Die Frage, weshalb einer überhaupt die Mühseligkeit auf sich nimmt, einen hohen Gipfel zu erklimmen, wird man wohl nie abschliessend klären können. Aber Steinitzers Analyse, dass es auch damit zusammenhängen könnte, um sich damit irgendwie zu profilieren, ist sicher nicht ganz an den Haaren herbeigezogen. Die einen tun es mehr, die anderen weniger.

Aber ist das schlimm? Nein. Der Wunsch nach Anerkennung entspricht nicht einfach der «Psychologie des Alpinisten», sondern der Psychologie des Menschen generell. Dazu reicht schon nur ein flüchtiger Blick ins Facebook.
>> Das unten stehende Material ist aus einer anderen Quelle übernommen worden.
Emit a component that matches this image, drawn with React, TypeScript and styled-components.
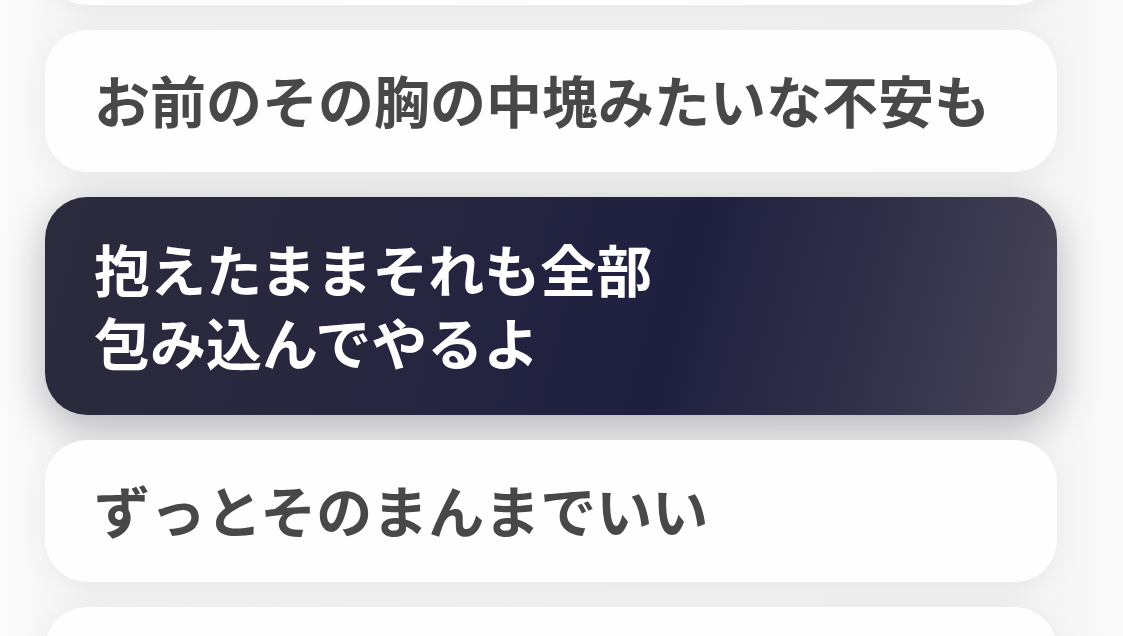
import React, { FC } from 'react';
import styled, { createGlobalStyle, css } from 'styled-components';

const GlobalStyle = createGlobalStyle`
  html, body {
    margin: 0;
    padding: 0;
    background: #f8f8f8;
  }
  body {
    font-family: "Noto Sans CJK JP", "Noto Sans", sans-serif;
    overflow: hidden;
  }
`;

const Screen = styled.div`
  width: 1123px;
  height: 636px;
  overflow: hidden;
  background: linear-gradient(90deg, #fbfbfb 0%, #f3f3f3 8%, #f2f2f2 90%, #fafafa 100%);
`;

const LyricList = styled.ul`
  list-style: none;
  margin: -137px 0 0 45px;
  padding: 0;
  width: 1012px;
  display: flex;
  flex-direction: column;
  gap: 25px;
`;

const Line = styled.li<{ $active?: boolean }>`
  box-sizing: border-box;
  min-height: 142px;
  padding: 30px 50px 36px 49px;
  border-radius: 42px;
  display: flex;
  align-items: center;
  background: #fefefe;
  box-shadow: 0 4px 30px rgba(0, 0, 0, 0.05);
  color: #484848;
  font-size: 56px;
  font-weight: 700;
  line-height: 73px;
  letter-spacing: 0;

  ${(p) =>
    p.$active &&
    css`
      padding: 34px 50px 38px 49px;
      color: #ffffff;
      background: linear-gradient(
        105deg,
        #2c2b3c 0%,
        #252540 40%,
        #1f2040 62%,
        #33324a 82%,
        #4a4659 100%
      );
      box-shadow: 0 12px 40px rgba(20, 20, 40, 0.28);
    `}
`;

const Text = styled.span`
  white-space: pre-line;
`;

interface ILyric {
  text: string;
  active?: boolean;
}

const lyrics: ILyric[] = [
  { text: '' },
  { text: 'お前のその胸の中塊みたいな不安も' },
  { text: '抱えたままそれも全部\n包み込んでやるよ', active: true },
  { text: 'ずっとそのまんまでいい' },
  { text: '' },
];

const App: FC = () => {
  return (
    <>
      <GlobalStyle />
      <Screen>
        <LyricList>
          {lyrics.map((l, i) => (
            <Line key={i} $active={l.active}>
              <Text>{l.text}</Text>
            </Line>
          ))}
        </LyricList>
      </Screen>
    </>
  );
};

export default App;
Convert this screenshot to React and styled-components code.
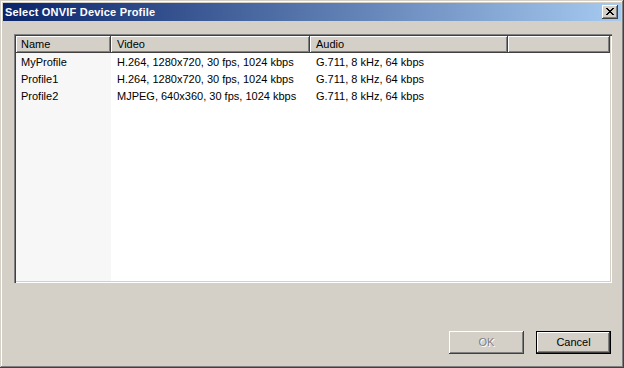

Dort posten Leute ihre Joggingrunden via Runtastic, sie zeigen Bilder, wie sie an einem Strand faulenzen, was sie gerade gekocht oder gebacken oder gar, wie sie gerade den Backofen mit Selbstreinigungsschaum eingesprayt haben – und auch sie kassieren dafür «Likes». Irgendjemand findet sich immer, der irgendeine Leistung gut findet. Und das ist doch schön! Jedenfalls lobenswerter als diese allgegenwärtige Kritisier- und Neidkultur, um von seinem eigenen Unvermögen oder seiner eigenen Trägheit abzulenken.